We had to buy it. Once you’ve bought your first Nexus phone and extracted yourself from the subsidised 24-month contract world, upgrading every year, regardless of whether you need a new phone or not, becomes the new Paying £36 A Month addiction. So, when the Nexus 5 was announced, we had to buy one. Had to. It took 24 hours to actually make the final decision and pay up for the purchase, but here it is.
We went for the white model, which arrived in two working days and without the sort of stress and stock shortages we’ve seen dog all previous Nexus phone launches. So that’s an improvement. Well done to Google, manufacturer LG and UK shipping partner Expansys. And it looks great in white, like a sort of retro, stylish, art deco thing from behind.

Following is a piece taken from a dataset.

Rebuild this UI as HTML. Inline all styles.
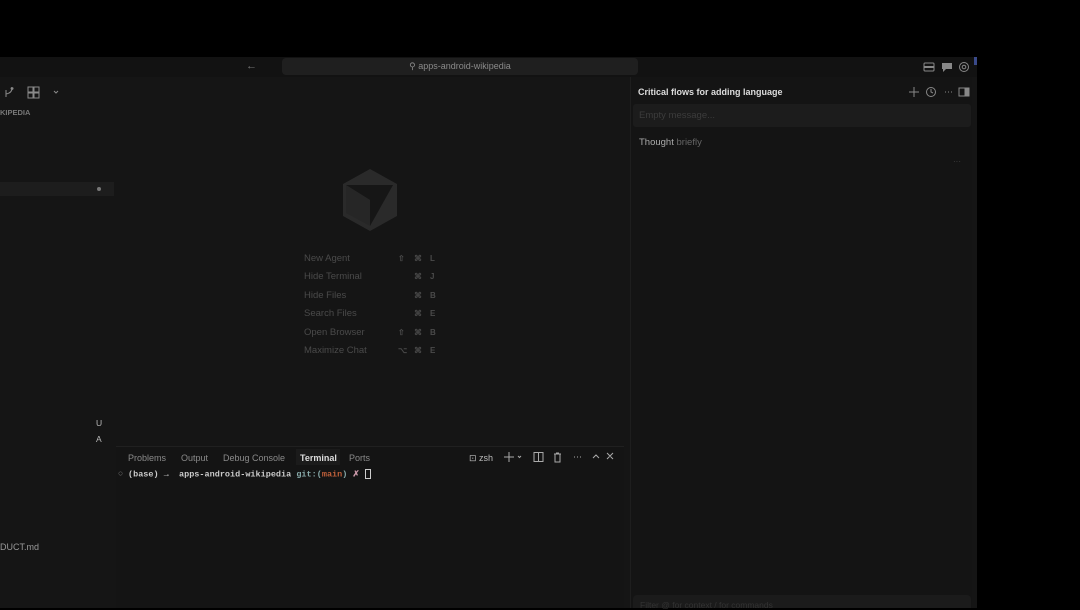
<!DOCTYPE html>
<html><head><meta charset="utf-8"><style>
*{margin:0;padding:0;box-sizing:border-box}
body{width:1080px;height:608px;background:#000;position:relative;overflow:hidden;font-family:"Liberation Sans",sans-serif}
.a{position:absolute}
.win{left:0;top:57px;width:977px;height:551px;background:#151515}
.tb{left:0;top:57px;width:977px;height:20px;background:#121212}
.search{left:282px;top:58px;width:356px;height:17px;background:#1f1f1f;border-radius:4px;color:#8a8a8a;font-size:9px;text-align:center;line-height:17px}
.chat{left:630px;top:77px;width:342px;height:531px;background:#141414;border-left:1px solid #1e1e1e}
.t{font-size:9.5px;color:#4a4a4a}
.k{font-size:8px;color:#4a4a4a;font-weight:bold}
.term{left:116px;top:446px;width:508px;height:162px;background:#141414;border-top:1px solid #202020}
.tab{font-size:9px;color:#8a8a8a;top:453px}
.mono{font-family:"Liberation Mono",monospace;font-size:8.5px;color:#ccc;font-weight:bold}
</style></head><body>
<div class="a win"></div>
<div class="a tb"></div>
<div class="a" style="left:974px;top:57px;width:3px;height:8px;background:#3a4a8a"></div>
<div class="a" style="left:246px;top:60px;color:#777;font-size:11px">←</div>
<div class="a search">⚲ apps-android-wikipedia</div>
<svg class="a" style="left:2px;top:85px" width="70" height="14" viewBox="0 0 70 14" fill="none" stroke="#8a8a8a" stroke-width="1"><path d="M4 12 L4 5 M4 9 Q10 8 10 3 M10 2.5 a1 1 0 1 0 0.1 0"/><rect x="26" y="2" width="5" height="5"/><rect x="32" y="2" width="5" height="5" /><rect x="26" y="8" width="5" height="5"/><rect x="32" y="8" width="5" height="5"/><path d="M52 6 l2 2 2-2"/></svg>
<div class="a" style="left:0;top:108px;font-size:7.5px;color:#777;font-weight:bold">KIPEDIA</div>
<div class="a" style="left:0;top:182px;width:114px;height:14px;background:#1d1d1d"></div>
<div class="a" style="left:97px;top:187px;width:4px;height:4px;border-radius:2px;background:#777"></div>
<div class="a" style="left:96px;top:418px;font-size:8.5px;color:#bbb">U</div>
<div class="a" style="left:96px;top:434px;font-size:8.5px;color:#bbb">A</div>
<div class="a" style="left:0;top:542px;font-size:9px;color:#999">DUCT.md</div>
<svg class="a" style="left:341px;top:168px" width="58" height="64" viewBox="0 0 58 64"><path d="M29 1 L56 16 L56 48 L29 63 L2 48 L2 16Z" fill="#2a2a2a"/><path d="M5 17 L52 17 L29 58 L29 32Z" fill="#161616"/><path d="M5 17 L29 32 L29 58 L5 45Z" fill="#262626"/></svg>
<div class="a t" style="left:304px;top:253px">New Agent</div>
<div class="a t" style="left:304px;top:271px">Hide Terminal</div>
<div class="a t" style="left:304px;top:290px">Hide Files</div>
<div class="a t" style="left:304px;top:308px">Search Files</div>
<div class="a t" style="left:304px;top:327px">Open Browser</div>
<div class="a t" style="left:304px;top:345px">Maximize Chat</div>
<div class="a k" style="left:398px;top:254px">⇧</div><div class="a k" style="left:414px;top:254px">⌘</div><div class="a k" style="left:430px;top:254px">L</div>
<div class="a k" style="left:414px;top:272px">⌘</div><div class="a k" style="left:430px;top:272px">J</div>
<div class="a k" style="left:414px;top:291px">⌘</div><div class="a k" style="left:430px;top:291px">B</div>
<div class="a k" style="left:414px;top:309px">⌘</div><div class="a k" style="left:430px;top:309px">E</div>
<div class="a k" style="left:398px;top:328px">⇧</div><div class="a k" style="left:414px;top:328px">⌘</div><div class="a k" style="left:430px;top:328px">B</div>
<div class="a k" style="left:398px;top:346px">⌥</div><div class="a k" style="left:414px;top:346px">⌘</div><div class="a k" style="left:430px;top:346px">E</div>
<div class="a term"></div>
<div class="a tab" style="left:128px">Problems</div>
<div class="a tab" style="left:181px">Output</div>
<div class="a tab" style="left:223px">Debug Console</div>
<div class="a" style="left:296px;top:449px;width:44px;height:16px;background:#1b1b1b"></div>
<div class="a tab" style="left:300px;color:#ddd;font-weight:bold">Terminal</div>
<div class="a tab" style="left:349px">Ports</div>
<div class="a tab" style="left:469px;color:#bbb">⊡ zsh</div>
<svg class="a" style="left:503px;top:451px" width="115" height="12" viewBox="0 0 115 12" fill="none" stroke="#aaa" stroke-width="1"><path d="M6 1v10M1 6h10M15 5l1.5 1.5 1.5-1.5"/><rect x="31" y="1.5" width="9" height="9"/><path d="M35.5 1.5v9"/><path d="M51 3h7M52 3v8h5V3M53 2h3"/><path d="M71 6h1M74 6h1M77 6h1M90 7l3-3 3 3M104 2l6 6M110 2l-6 6"/></svg>
<div class="a mono" style="left:118px;top:469px;font-weight:normal;color:#777">○</div>
<div class="a mono" style="left:128px;top:469px">(base) → &nbsp;apps-android-wikipedia <span style="color:#8aa">git:(</span><span style="color:#c0603a">main</span><span style="color:#8aa">)</span> <span style="color:#c9a">✗</span> <span style="display:inline-block;width:6px;height:10px;border:1px solid #ccc;vertical-align:middle"></span></div>
<div class="a chat"></div>
<svg class="a" style="left:923px;top:61px" width="48" height="12" viewBox="0 0 48 12"><rect x="1" y="2" width="10" height="8" rx="1" fill="none" stroke="#888"/><rect x="1" y="5" width="10" height="2" fill="#888"/><path d="M19 2h10v6h-6l-3 3v-3h-1z" fill="#888"/><circle cx="41" cy="6" r="4.5" fill="none" stroke="#888"/><circle cx="41" cy="6" r="1.8" fill="none" stroke="#888"/></svg>
<div class="a" style="left:638px;top:87px;font-size:9px;color:#ddd;font-weight:bold">Critical flows for adding language</div>
<svg class="a" style="left:909px;top:86px" width="62" height="12" viewBox="0 0 62 12" fill="none" stroke="#888" stroke-width="1"><path d="M5 1v10M0 6h10"/><circle cx="22" cy="6" r="4.5"/><path d="M22 3v3l2 1"/><path d="M36 6h1M39 6h1M42 6h1"/><rect x="50" y="2" width="10" height="8"/><rect x="56" y="2" width="4" height="8" fill="#888"/></svg>
<div class="a" style="left:633px;top:104px;width:338px;height:23px;background:#1c1c1c;border-radius:3px"></div>
<div class="a" style="left:639px;top:110px;font-size:9.5px;color:#3c3c3c">Empty message...</div>
<div class="a" style="left:639px;top:137px;font-size:9.5px;color:#aaa">Thought <span style="color:#666">briefly</span></div>
<div class="a" style="left:953px;top:157px;font-size:8px;color:#444">···</div>
<div class="a" style="left:633px;top:595px;width:338px;height:13px;background:#1b1b1b;border-radius:4px 4px 0 0"></div>
<div class="a" style="left:640px;top:600px;font-size:8.5px;color:#333">Filter @ for context / for commands</div>
</body></html>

Around the front, though, it’s rather bland and featureless, and feels completely different from the Nexus 4. The Nexus 4 was solid, heavy, covered in shiny glass and felt expensive. The Nexus 5 is lighter than the 4, has that matte plastic back, shiny plastic sides and lacks the “Wow factor” you felt when lovingly groping the Nexus 4 for the first time.
This lightness makes you initially question its build quality, but, in just over a week of use, we’ve not any any reason to worry about its durability.

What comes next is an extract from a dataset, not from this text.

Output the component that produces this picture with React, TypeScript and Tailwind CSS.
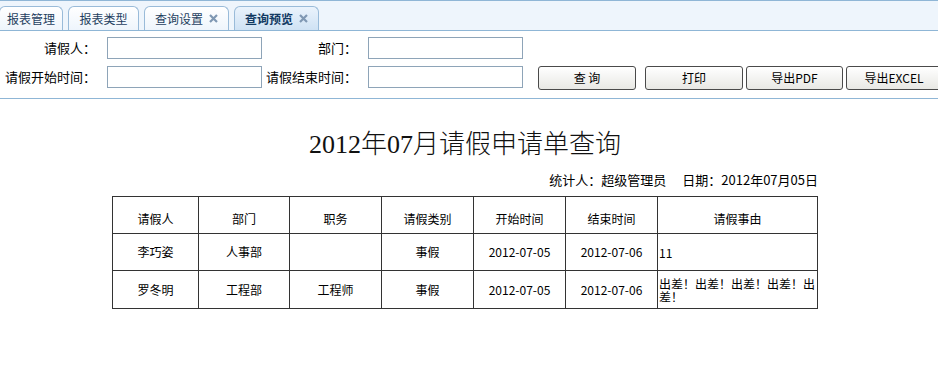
import React from 'react'

const tabs = [
  { label: '报表管理', close: false, active: false, w: 'w-[64px]' },
  { label: '报表类型', close: false, active: false, w: 'w-[71px]' },
  { label: '查询设置', close: true, active: false, w: 'w-[85px]' },
  { label: '查询预览', close: true, active: true, w: 'w-[85px]' },
]

const cols = [
  { title: '请假人', w: 'w-[86px]' },
  { title: '部门', w: 'w-[91px]' },
  { title: '职务', w: 'w-[92px]' },
  { title: '请假类别', w: 'w-[92px]' },
  { title: '开始时间', w: 'w-[92px]' },
  { title: '结束时间', w: 'w-[92px]' },
  { title: '请假事由', w: 'w-[160px]' },
]

const rows = [
  ['李巧姿', '人事部', '', '事假', '2012-07-05', '2012-07-06', '11'],
  ['罗冬明', '工程部', '工程师', '事假', '2012-07-05', '2012-07-06', '出差！出差！出差！出差！出差！'],
]

const sans = "font-['Noto_Sans_CJK_SC',sans-serif]"
const field = 'shrink-0 w-[155px] h-[22px] border border-[#8ea4b8] outline-none'

function Btn({ label, w }: { label: string; w: string }) {
  return (
    <button
      className={`${w} shrink-0 h-[24px] rounded-[3px] border border-[#4a4a4a] bg-gradient-to-b from-white to-[#e8e8e4] text-[12px] leading-none text-black`}
    >
      {label}
    </button>
  )
}

export default function App() {
  return (
    <div className={`w-[938px] h-[366px] overflow-hidden bg-white ${sans}`}>
      {/* tab strip */}
      <div className="h-[31px] border-t border-b border-[#8fb6d6] bg-[#eef5fc] flex items-end gap-[5px] -ml-[1px]">
        {tabs.map((t) => (
          <div
            key={t.label}
            className={`${t.w} shrink-0 h-[24px] rounded-t-[6px] border border-b-0 border-[#99bbd9] flex items-center justify-center gap-[6px] text-[12px] ${
              t.active
                ? 'bg-gradient-to-b from-[#eaf3fc] to-[#cfe2f4] font-bold text-[#123a63]'
                : 'bg-gradient-to-b from-white to-[#eef5fc] text-[#1f3f60]'
            }`}
          >
            <span>{t.label}</span>
            {t.close && (
              <svg width="9" height="9" viewBox="0 0 9 9">
                <path d="M1 1L8 8M8 1L1 8" stroke="#7f98b3" strokeWidth="2.2" />
              </svg>
            )}
          </div>
        ))}
      </div>

      {/* query form */}
      <div className="h-[68px] border-b border-[#8fb6d6] pt-[6px] flex flex-col gap-[7px] text-[13px] text-black">
        <div className="flex items-center">
          <span className="shrink-0 w-[96px] text-right">请假人：</span>
          <input className={`ml-[11px] ${field}`} />
          <span className="shrink-0 w-[95px] text-right">部门：</span>
          <input className={`ml-[11px] ${field}`} />
        </div>
        <div className="flex items-start">
          <span className="shrink-0 w-[96px] text-right leading-[22px] whitespace-nowrap">请假开始时间：</span>
          <input className={`ml-[11px] ${field}`} />
          <span className="shrink-0 w-[95px] text-right leading-[22px] whitespace-nowrap">请假结束时间：</span>
          <input className={`ml-[11px] ${field}`} />
          <div className="ml-[15px] flex gap-[3px] shrink-0">
            <Btn label="查 询" w="w-[98px] mr-[6px]" />
            <Btn label="打印" w="w-[98px]" />
            <Btn label="导出PDF" w="w-[97px]" />
            <Btn label="导出EXCEL" w="w-[96px]" />
          </div>
        </div>
      </div>

      {/* report */}
      <div className="ml-[112px] w-[706px]">
        <h1 className="mt-[30px] text-center text-[26px] leading-[32px] text-[#111] font-['Liberation_Serif','Noto_Sans_CJK_SC',serif] font-light">
          2012年07月请假申请单查询
        </h1>
        <div className="mt-[10px] text-right text-[13px] leading-[18px] text-black whitespace-pre">
          统计人：超级管理员　 日期：2012年07月05日
        </div>
        <table className="mt-[7px] border-collapse text-[12px] text-black">
          <thead>
            <tr className="h-[37px]">
              {cols.map((c) => (
                <th key={c.title} className={`${c.w} border border-[#333] font-normal pt-[8px]`}>
                  {c.title}
                </th>
              ))}
            </tr>
          </thead>
          <tbody>
            {rows.map((r, i) => (
              <tr key={i} className={i === 0 ? 'h-[37px]' : 'h-[38px]'}>
                {r.map((v, j) => (
                  <td
                    key={j}
                    className={`border border-[#333] ${
                      j === 6 ? 'text-left pl-[1px] leading-[13px]' : 'text-center'
                    }`}
                  >
                    {v}
                  </td>
                ))}
              </tr>
            ))}
          </tbody>
        </table>
      </div>
    </div>
  )
}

One thing we initially rambled about on Twitter was the way the lightness and slim chassis makes the phone feel smaller than it is. Despite having a large and virtually 5-inch display, the Nexus 5 feels smaller than the Nexus 4, even though it’s bigger. It’s a reverse Tardis, much more pocketable and, thanks to the plastic rear, doesn’t have the Nexus 4′s slippery-slidy tendency to fall off things.

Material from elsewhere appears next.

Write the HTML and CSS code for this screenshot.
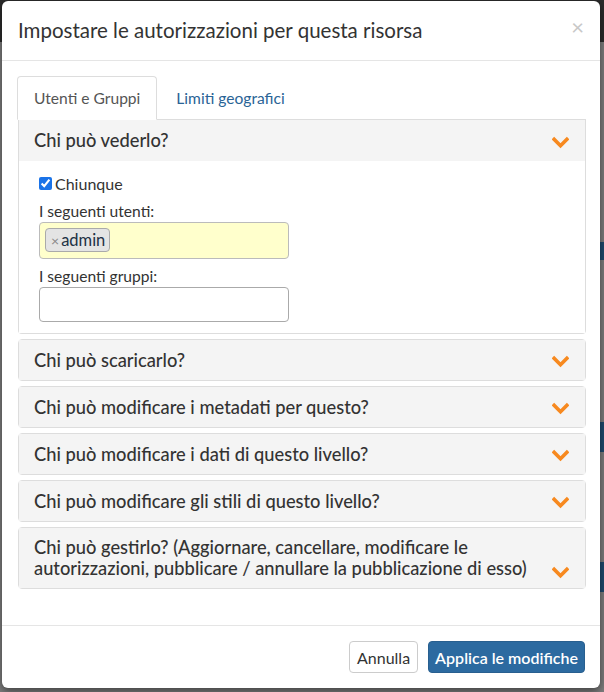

But we didn’t like the feel of the Nexus 5 much for the first few days, to be honest, as it feels like less of a high-end piece of tech when compared to the Nexus 4. Which is odd, as the Nexus 5 costs more. If LG and Google sold the Nexus 4 at a loss last year, we suspect both are making up for it — and raking it in — with the Nexus 5 at the loftt £299 price point for the 16GB model.
The white Nexus 5 comes with a white earpiece in the front of the phone, a nice design feature that also gives you a quick visual clue about which way is up when the phone’s lying on a table in standby mode. The display is very bright and clear, and we have no whinges about colour reproduction. Everything looks good at 1080p resolution.
And Android 4.4 is the operating system. It’s quite a change from 4.3, with enhanced Google Now integration that gives it its own Home screen if you activate it (and removes it completely if you don’t), a custom number of home screens, a reworked Dialler and quite a bit more to discover.
Rather oddly, Google has completely changed its approach to widget installation in 4.4, rolling it back to how it used to be in the olden days. Gone is the selection of widgets in the app drawer, replaced by a long-press on the Home screen and the rather swish new drag & drop UI seen above. You can re-order Home screens too, as Google nicks yet more features from the skins of its Android manufacturing partners and rolls them into the core Android experience.